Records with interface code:
——

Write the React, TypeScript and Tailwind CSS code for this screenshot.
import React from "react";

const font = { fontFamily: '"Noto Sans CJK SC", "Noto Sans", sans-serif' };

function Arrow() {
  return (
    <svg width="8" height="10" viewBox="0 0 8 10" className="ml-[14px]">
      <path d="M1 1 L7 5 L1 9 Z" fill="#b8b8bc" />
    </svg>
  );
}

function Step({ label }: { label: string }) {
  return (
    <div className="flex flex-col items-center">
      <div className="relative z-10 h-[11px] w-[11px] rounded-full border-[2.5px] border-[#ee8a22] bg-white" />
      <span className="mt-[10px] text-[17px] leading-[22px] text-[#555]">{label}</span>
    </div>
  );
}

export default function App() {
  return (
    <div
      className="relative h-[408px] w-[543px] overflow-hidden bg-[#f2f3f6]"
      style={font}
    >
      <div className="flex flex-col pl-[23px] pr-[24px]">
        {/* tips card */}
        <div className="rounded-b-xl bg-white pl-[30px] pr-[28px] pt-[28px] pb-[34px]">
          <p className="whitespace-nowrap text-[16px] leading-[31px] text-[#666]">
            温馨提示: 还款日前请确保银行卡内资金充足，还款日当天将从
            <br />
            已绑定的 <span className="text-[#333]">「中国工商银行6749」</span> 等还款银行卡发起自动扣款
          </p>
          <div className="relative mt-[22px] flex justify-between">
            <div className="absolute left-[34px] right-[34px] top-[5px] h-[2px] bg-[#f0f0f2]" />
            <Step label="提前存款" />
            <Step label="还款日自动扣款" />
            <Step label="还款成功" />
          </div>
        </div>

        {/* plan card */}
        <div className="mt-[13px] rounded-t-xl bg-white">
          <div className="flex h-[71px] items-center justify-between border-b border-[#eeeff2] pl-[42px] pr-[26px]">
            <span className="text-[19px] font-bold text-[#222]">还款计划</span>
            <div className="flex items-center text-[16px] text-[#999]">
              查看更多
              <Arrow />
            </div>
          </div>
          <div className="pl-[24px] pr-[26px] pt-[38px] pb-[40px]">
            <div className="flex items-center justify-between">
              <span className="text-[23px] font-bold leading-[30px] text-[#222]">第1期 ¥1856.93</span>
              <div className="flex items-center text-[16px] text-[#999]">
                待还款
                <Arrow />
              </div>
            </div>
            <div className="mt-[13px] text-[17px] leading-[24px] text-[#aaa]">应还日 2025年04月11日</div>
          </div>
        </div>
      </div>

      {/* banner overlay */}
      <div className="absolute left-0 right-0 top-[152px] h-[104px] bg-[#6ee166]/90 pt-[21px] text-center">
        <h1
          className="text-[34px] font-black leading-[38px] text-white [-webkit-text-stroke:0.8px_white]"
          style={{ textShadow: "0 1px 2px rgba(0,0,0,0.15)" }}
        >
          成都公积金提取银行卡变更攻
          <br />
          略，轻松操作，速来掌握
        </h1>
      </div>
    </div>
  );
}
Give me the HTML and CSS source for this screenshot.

——

▶ _TASK INSTRUCTIONS_
Set down the listing in full, keeping every word exactly as it is.

▶ _THE REPLY_
Write the React, TypeScript and Tailwind CSS code for this screenshot.
import React from "react";

const font = { fontFamily: '"Noto Sans CJK SC", "Noto Sans", sans-serif' };

function Arrow() {
  return (
    <svg width="8" height="10" viewBox="0 0 8 10" className="ml-[14px]">
      <path d="M1 1 L7 5 L1 9 Z" fill="#b8b8bc" />
    </svg>
  );
}

function Step({ label }: { label: string }) {
  return (
    <div className="flex flex-col items-center">
      <div className="relative z-10 h-[11px] w-[11px] rounded-full border-[2.5px] border-[#ee8a22] bg-white" />
      <span className="mt-[10px] text-[17px] leading-[22px] text-[#555]">{label}</span>
    </div>
  );
}

export default function App() {
  return (
    <div
      className="relative h-[408px] w-[543px] overflow-hidden bg-[#f2f3f6]"
      style={font}
    >
      <div className="flex flex-col pl-[23px] pr-[24px]">
        {/* tips card */}
        <div className="rounded-b-xl bg-white pl-[30px] pr-[28px] pt-[28px] pb-[34px]">
          <p className="whitespace-nowrap text-[16px] leading-[31px] text-[#666]">
            温馨提示: 还款日前请确保银行卡内资金充足，还款日当天将从
            <br />
            已绑定的 <span className="text-[#333]">「中国工商银行6749」</span> 等还款银行卡发起自动扣款
          </p>
          <div className="relative mt-[22px] flex justify-between">
            <div className="absolute left-[34px] right-[34px] top-[5px] h-[2px] bg-[#f0f0f2]" />
            <Step label="提前存款" />
            <Step label="还款日自动扣款" />
            <Step label="还款成功" />
          </div>
        </div>

        {/* plan card */}
        <div className="mt-[13px] rounded-t-xl bg-white">
          <div className="flex h-[71px] items-center justify-between border-b border-[#eeeff2] pl-[42px] pr-[26px]">
            <span className="text-[19px] font-bold text-[#222]">还款计划</span>
            <div className="flex items-center text-[16px] text-[#999]">
              查看更多
              <Arrow />
            </div>
          </div>
          <div className="pl-[24px] pr-[26px] pt-[38px] pb-[40px]">
            <div className="flex items-center justify-between">
              <span className="text-[23px] font-bold leading-[30px] text-[#222]">第1期 ¥1856.93</span>
              <div className="flex items-center text-[16px] text-[#999]">
                待还款
                <Arrow />
              </div>
            </div>
            <div className="mt-[13px] text-[17px] leading-[24px] text-[#aaa]">应还日 2025年04月11日</div>
          </div>
        </div>
      </div>

      {/* banner overlay */}
      <div className="absolute left-0 right-0 top-[152px] h-[104px] bg-[#6ee166]/90 pt-[21px] text-center">
        <h1
          className="text-[34px] font-black leading-[38px] text-white [-webkit-text-stroke:0.8px_white]"
          style={{ textShadow: "0 1px 2px rgba(0,0,0,0.15)" }}
        >
          成都公积金提取银行卡变更攻
          <br />
          略，轻松操作，速来掌握
        </h1>
      </div>
    </div>
  );
}
Give me the HTML and CSS source for this screenshot.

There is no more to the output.